Quando se formou, foi apresentado a Luis Alberto Garcia, presidente do Conselho de Administração da Algar. No grupo, começou numa posição humilde e chegou a vice-diretor. Foram mais de 20 anos de carreira. Mas, neste meio tempo, mais problemas: aos 35 anos, uma cirurgia malsucedida feita em Cuba lhe roubou as poucas porcentagens que tinha de visão, restando mísero 1%. O suficiente para provar sua competência e quebrar o preconceito contra os deficientes. "Quando conquisto algo que considero significativo, acho importante compartilhar. Porque todos nós temos um momento em que nos sentimos fragilizados, seja por um problema pessoal, na empresa ou físico. E quando a pessoa se sente frágil, a tendência é entregar os pontos. Quero exatamente mostrar que todos nós temos problemas e que, se enfrentarmos com persistência – porque barreiras vão aparecer – e tivermos automotivação, teremos a capacidade de alcançar resultados. E eu estou sempre buscando algo a mais, um objetivo além. É só batalhar para conseguir", aposta Marcelo Prado.

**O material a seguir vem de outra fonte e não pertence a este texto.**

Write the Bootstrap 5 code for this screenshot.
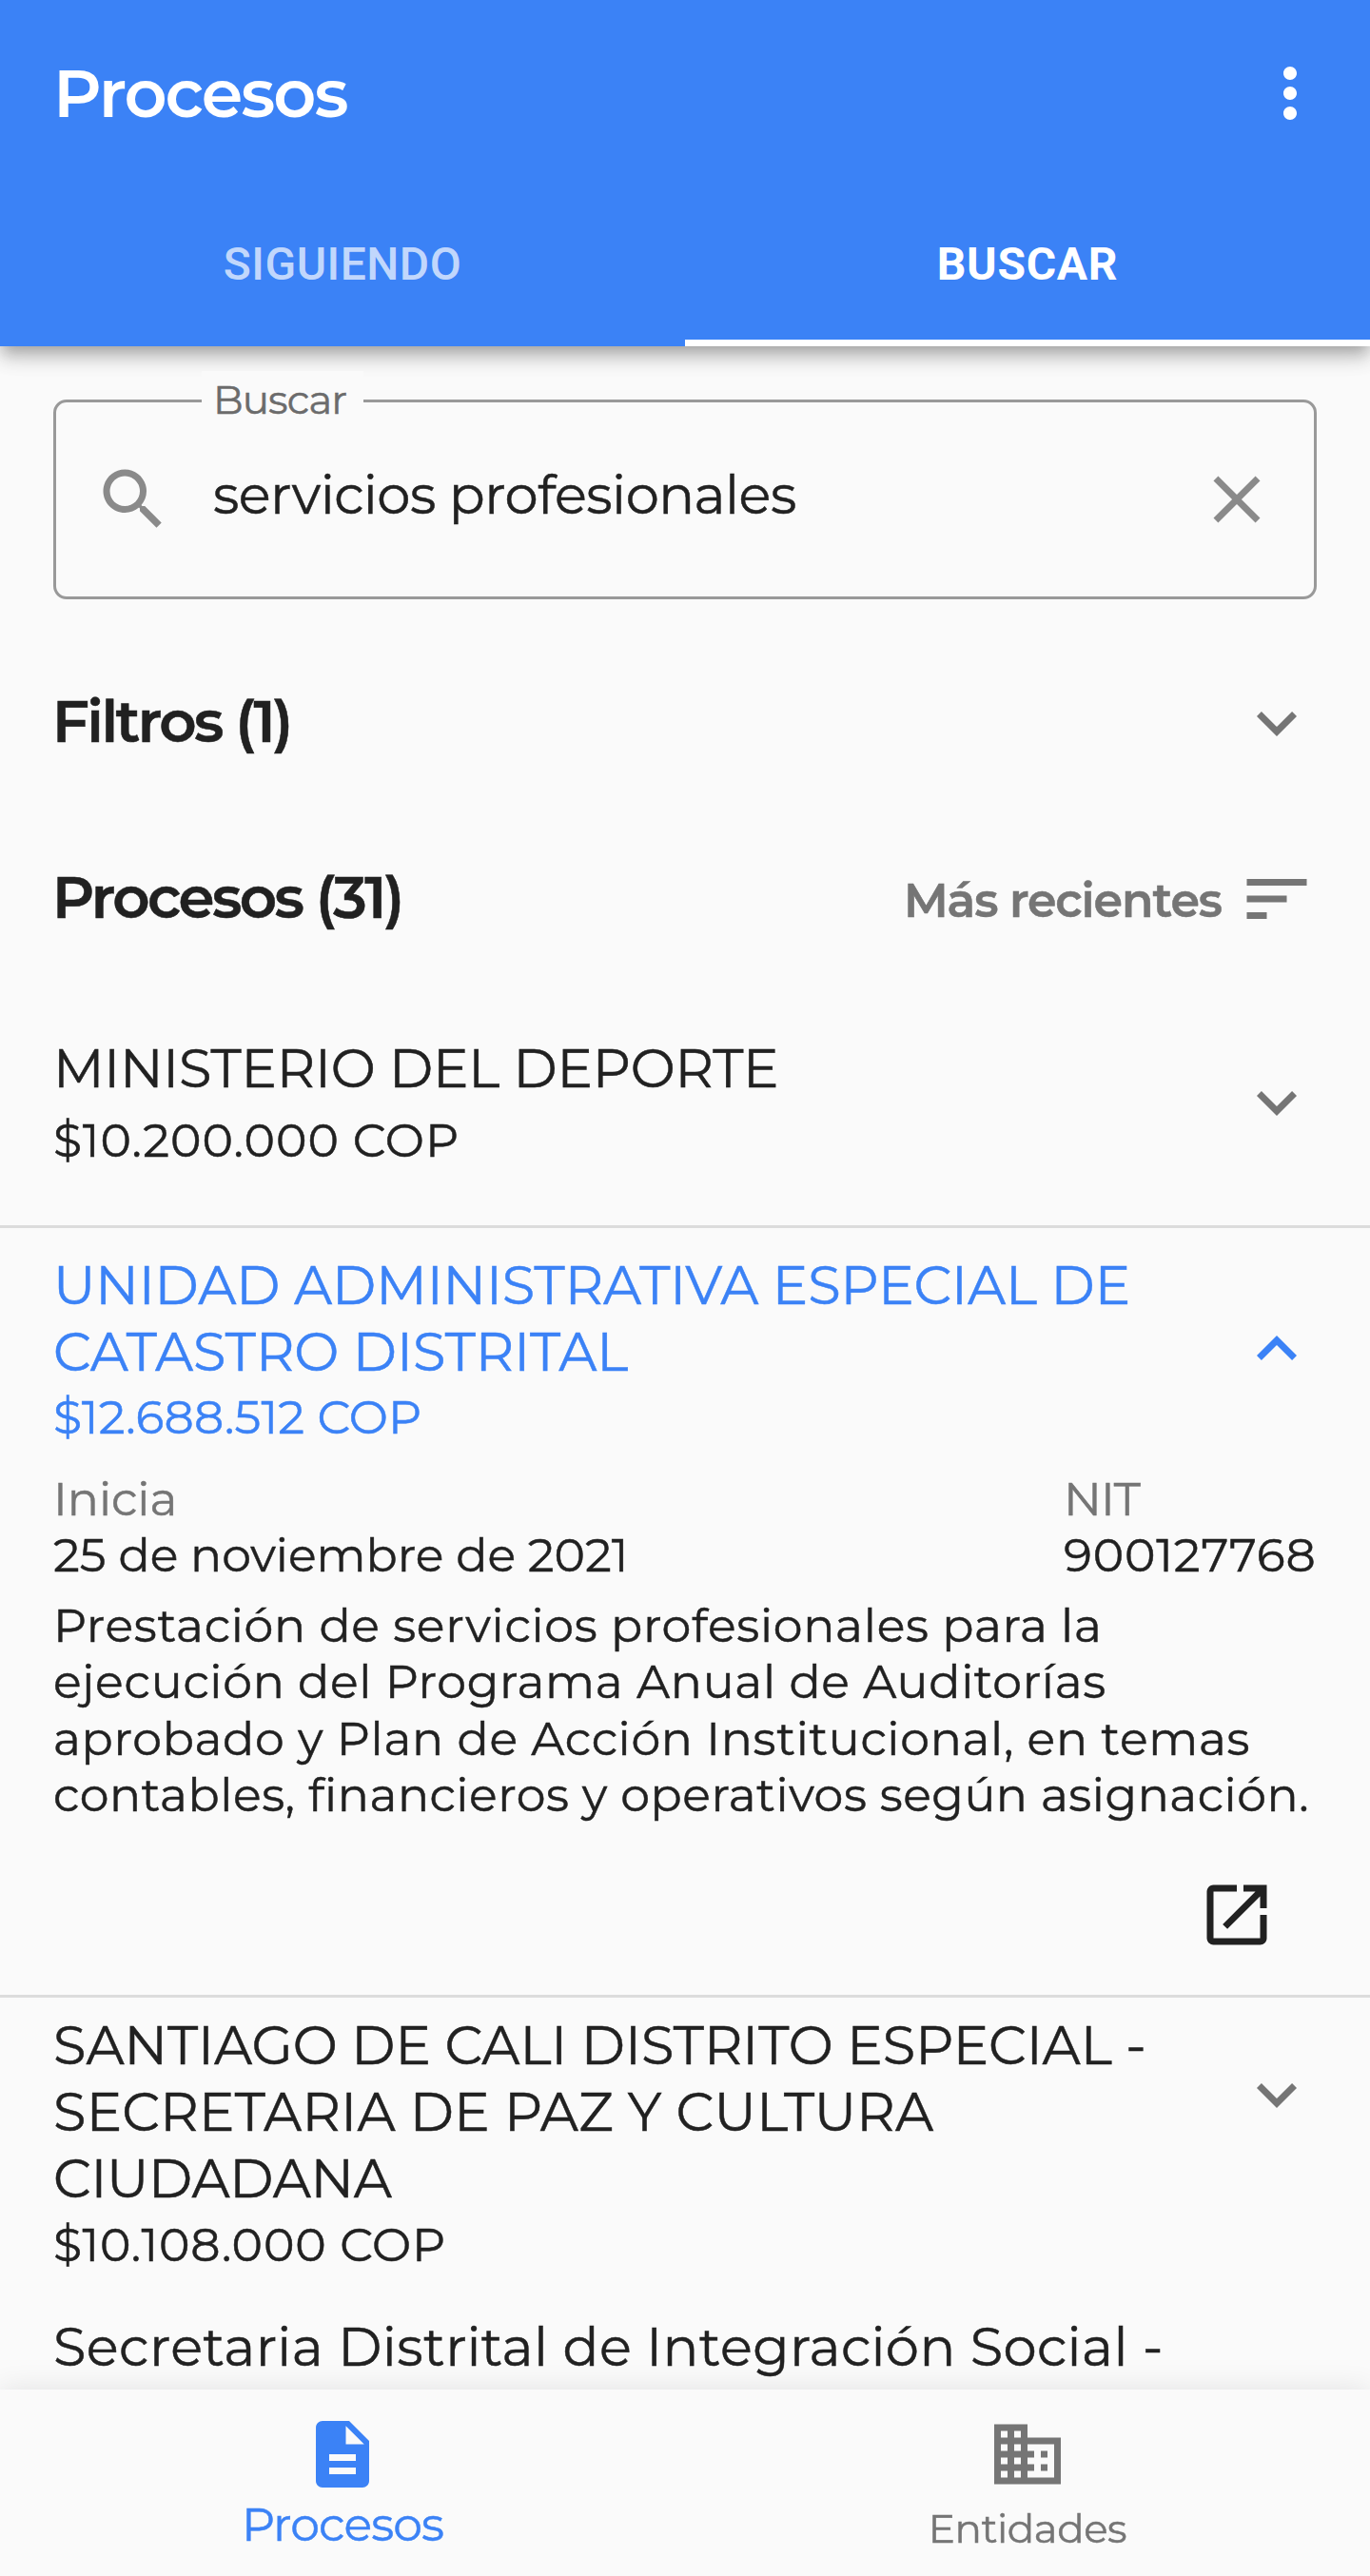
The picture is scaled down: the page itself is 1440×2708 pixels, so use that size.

Renda será revertida para cursos no Instituto Integrar
Se Deus lhe tirou a visão, também deu a Marcelo Prado o poder de desenvolver outros sentidos. Primeiro o da audição, como em todo deficiente visual. Depois, a memória e uma velocidade de raciocínio que consegue compensar aquelas pequenas dificuldades que a falta da visão traz como o simples anotar de um número de telefone. A diferença é que Marcelo Prado soube usar esses diferenciais a seu favor. Também por isso "Meu jeito de ver" é uma lição não somente aos deficientes, mas a todos que querem saber que tudo é possível. "Escrevi inclusive numa linguagem simples, muito bem-humorada para não ser uma história de drama, para que todos possam ler, entender e gostar, do empresário à doméstica", explicou.
De forma linear, da infância aos dias atuais, Marcelo Prado conta sua história em 128 páginas no livro que vai ajudar não apenas pelo conteúdo. Toda venda será destinada ao Instituto Integrar, que reverte em cursos de capacitação para os deficientes físicos de Uberlândia visando à inserção no mercado. "Porque nada acontece por acaso. É preciso esforço, competência. Se preparar para ser competitivo. Outro detalhe interessante do livro são os depoimentos de pessoas importantes nesta história, desde amigos e família a presidentes de empresas como Votorantim, Cargil e Singenta. Foram seis meses de escrita, com ajuda de Adriana Chuffi, que redigia todas as histórias. E outros anos para publicar. Um processo lento, que me fez pensar sobre minha vida. E tomara que possa ajudar outras", concluiu.
SERVIÇO: lançamento do livro "Meu jeito de ver", de Marcelo Prado, nesta quarta-feira, às 10h, no Center Convention, quando haverá também uma palestra com o consultor. Já no dia 22, às 19h30, o lançamento acontece na Livraria Siciliano, do Center Shopping. "Meu jeito de ver", com 128 páginas, lançado pela Editora de Cultura, custará R$ 30.